[begin SUPPLIED DATA]

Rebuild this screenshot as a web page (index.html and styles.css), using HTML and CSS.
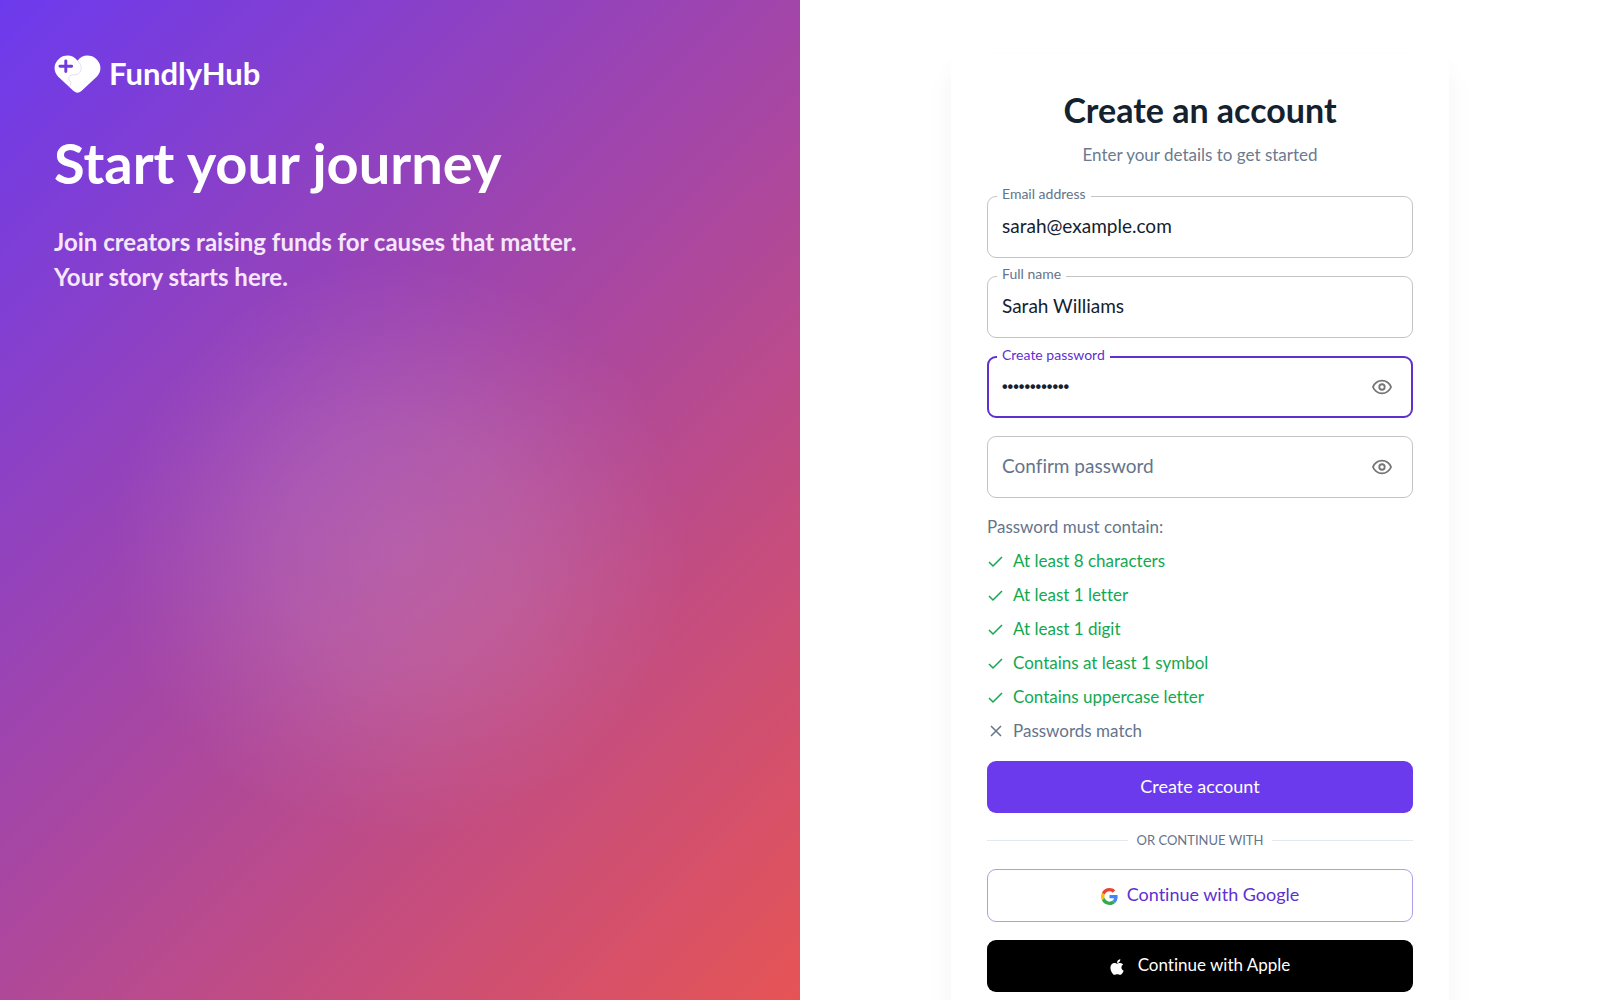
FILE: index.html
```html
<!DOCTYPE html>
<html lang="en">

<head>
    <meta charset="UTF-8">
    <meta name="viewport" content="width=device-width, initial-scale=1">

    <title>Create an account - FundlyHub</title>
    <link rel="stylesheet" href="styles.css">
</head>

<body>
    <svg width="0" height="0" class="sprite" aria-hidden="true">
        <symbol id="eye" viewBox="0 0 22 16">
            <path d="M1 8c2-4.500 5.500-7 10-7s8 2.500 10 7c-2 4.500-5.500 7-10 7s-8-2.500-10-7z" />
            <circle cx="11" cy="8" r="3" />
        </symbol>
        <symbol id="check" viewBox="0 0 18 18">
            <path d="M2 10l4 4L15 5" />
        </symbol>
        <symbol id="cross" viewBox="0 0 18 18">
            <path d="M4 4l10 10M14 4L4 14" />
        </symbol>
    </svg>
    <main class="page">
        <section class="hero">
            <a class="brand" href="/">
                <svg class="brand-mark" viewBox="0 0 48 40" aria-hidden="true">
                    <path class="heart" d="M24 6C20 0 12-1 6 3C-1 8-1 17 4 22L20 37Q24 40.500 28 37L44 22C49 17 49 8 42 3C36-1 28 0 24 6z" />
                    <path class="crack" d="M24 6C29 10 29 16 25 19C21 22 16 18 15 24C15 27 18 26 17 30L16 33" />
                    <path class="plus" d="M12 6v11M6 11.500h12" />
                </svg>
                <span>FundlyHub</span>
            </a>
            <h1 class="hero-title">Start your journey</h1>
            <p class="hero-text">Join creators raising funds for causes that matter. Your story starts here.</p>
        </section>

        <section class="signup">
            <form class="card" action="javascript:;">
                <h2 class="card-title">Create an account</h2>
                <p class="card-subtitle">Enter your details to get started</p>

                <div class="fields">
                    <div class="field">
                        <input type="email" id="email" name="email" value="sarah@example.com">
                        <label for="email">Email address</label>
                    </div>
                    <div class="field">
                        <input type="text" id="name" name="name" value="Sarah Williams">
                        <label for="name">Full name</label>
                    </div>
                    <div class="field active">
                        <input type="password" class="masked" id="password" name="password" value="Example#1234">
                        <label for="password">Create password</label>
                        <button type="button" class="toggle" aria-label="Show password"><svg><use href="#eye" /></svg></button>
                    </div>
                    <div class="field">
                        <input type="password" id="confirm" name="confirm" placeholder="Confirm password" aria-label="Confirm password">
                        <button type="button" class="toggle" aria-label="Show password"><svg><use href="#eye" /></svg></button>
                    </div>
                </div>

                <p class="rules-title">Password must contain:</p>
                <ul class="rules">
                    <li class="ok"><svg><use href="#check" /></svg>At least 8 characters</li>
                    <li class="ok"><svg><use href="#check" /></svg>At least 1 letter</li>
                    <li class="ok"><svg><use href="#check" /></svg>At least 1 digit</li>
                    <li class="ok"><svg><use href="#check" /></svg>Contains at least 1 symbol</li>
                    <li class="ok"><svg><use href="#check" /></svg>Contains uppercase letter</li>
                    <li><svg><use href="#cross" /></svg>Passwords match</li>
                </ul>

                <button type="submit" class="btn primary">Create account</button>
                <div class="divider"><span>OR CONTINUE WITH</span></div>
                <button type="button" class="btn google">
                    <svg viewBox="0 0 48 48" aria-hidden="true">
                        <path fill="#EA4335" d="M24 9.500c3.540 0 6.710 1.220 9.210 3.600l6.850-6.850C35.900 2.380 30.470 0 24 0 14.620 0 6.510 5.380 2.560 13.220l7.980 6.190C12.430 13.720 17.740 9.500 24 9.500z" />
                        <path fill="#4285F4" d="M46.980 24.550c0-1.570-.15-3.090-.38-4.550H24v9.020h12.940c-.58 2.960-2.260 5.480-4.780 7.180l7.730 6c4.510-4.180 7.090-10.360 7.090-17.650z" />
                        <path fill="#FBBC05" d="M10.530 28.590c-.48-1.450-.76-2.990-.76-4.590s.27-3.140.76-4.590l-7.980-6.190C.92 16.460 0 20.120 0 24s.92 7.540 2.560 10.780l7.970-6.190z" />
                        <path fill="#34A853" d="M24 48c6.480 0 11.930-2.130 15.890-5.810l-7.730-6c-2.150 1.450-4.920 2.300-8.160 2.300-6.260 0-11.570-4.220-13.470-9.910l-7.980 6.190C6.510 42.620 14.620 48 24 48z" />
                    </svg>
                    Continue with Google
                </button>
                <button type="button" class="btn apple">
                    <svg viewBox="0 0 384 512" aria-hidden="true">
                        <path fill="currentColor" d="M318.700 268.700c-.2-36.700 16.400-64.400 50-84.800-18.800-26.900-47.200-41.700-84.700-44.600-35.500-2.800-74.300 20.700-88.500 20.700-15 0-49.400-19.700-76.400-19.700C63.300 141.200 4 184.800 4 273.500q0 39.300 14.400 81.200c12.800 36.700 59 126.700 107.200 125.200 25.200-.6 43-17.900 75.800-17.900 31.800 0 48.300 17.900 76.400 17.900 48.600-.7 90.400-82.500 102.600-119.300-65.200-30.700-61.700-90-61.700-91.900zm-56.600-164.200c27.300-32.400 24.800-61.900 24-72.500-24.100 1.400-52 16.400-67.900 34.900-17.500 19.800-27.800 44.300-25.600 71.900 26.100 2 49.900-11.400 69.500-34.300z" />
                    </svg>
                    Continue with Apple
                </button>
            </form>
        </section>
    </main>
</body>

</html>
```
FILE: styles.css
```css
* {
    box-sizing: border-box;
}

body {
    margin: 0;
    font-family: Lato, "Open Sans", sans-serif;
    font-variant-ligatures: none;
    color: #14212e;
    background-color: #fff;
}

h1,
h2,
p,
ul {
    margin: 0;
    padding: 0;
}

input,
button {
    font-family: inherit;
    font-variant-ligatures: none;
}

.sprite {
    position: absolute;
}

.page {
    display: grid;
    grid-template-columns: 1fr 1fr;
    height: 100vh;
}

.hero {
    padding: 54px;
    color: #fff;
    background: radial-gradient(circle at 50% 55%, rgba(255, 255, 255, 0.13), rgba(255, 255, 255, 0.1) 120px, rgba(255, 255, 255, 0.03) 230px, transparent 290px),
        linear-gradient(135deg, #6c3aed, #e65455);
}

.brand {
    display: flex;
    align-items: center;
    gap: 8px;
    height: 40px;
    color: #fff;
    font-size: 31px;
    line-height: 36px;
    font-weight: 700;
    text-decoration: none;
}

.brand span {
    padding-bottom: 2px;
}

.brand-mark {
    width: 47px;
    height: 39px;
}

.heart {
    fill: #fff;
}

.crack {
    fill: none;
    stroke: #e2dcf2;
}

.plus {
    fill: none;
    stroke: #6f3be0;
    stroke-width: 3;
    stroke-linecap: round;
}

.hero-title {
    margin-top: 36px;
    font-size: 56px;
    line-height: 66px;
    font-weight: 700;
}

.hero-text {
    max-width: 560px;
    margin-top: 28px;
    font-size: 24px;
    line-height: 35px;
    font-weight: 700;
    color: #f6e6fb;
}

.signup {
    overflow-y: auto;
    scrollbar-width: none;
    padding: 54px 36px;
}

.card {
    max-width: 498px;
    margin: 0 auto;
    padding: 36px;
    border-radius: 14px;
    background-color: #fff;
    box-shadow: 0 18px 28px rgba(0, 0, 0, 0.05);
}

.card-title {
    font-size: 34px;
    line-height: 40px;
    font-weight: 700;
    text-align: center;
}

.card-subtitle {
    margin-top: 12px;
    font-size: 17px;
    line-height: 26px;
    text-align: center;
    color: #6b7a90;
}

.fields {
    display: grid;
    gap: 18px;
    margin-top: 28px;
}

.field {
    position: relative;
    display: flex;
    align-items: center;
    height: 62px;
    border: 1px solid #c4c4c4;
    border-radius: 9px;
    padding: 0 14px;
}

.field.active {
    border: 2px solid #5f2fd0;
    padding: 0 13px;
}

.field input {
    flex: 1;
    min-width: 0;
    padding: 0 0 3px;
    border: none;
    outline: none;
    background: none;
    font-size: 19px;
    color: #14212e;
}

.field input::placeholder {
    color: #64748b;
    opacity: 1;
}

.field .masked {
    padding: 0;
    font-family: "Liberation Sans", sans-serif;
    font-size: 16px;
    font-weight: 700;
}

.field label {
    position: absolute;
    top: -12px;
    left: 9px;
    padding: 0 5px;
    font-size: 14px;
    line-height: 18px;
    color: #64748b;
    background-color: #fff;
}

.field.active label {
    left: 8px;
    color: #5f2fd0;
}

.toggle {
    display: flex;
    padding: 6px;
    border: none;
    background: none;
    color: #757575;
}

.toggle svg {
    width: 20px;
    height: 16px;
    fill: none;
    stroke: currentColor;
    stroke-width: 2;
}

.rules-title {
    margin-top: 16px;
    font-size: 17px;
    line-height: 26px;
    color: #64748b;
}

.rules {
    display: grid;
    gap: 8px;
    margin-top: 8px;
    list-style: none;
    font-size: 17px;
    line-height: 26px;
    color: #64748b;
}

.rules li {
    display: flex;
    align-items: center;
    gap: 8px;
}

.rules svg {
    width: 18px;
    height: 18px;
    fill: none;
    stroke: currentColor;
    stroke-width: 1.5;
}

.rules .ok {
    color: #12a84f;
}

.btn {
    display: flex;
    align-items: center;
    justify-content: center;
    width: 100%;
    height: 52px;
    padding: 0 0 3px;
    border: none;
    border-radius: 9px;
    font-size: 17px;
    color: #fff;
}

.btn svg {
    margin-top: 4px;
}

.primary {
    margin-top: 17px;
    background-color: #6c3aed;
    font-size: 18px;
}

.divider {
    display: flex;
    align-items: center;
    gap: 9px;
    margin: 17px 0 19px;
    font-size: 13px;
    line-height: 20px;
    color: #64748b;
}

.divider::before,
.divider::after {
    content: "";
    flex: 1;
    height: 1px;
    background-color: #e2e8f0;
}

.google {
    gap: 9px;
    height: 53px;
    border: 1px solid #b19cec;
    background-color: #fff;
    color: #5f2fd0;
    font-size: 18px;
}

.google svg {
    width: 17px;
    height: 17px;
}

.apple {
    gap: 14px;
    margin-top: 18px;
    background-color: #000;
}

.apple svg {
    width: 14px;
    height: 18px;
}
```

[end SUPPLIED DATA]

• **TASK TO CARRY OUT**:
Working from the listing above, pick out every line that has "index" and copy it.

• **ANSWER TO THE PROBLEM**:
Rebuild this screenshot as a web page (index.html and styles.css), using HTML and CSS.
FILE: index.html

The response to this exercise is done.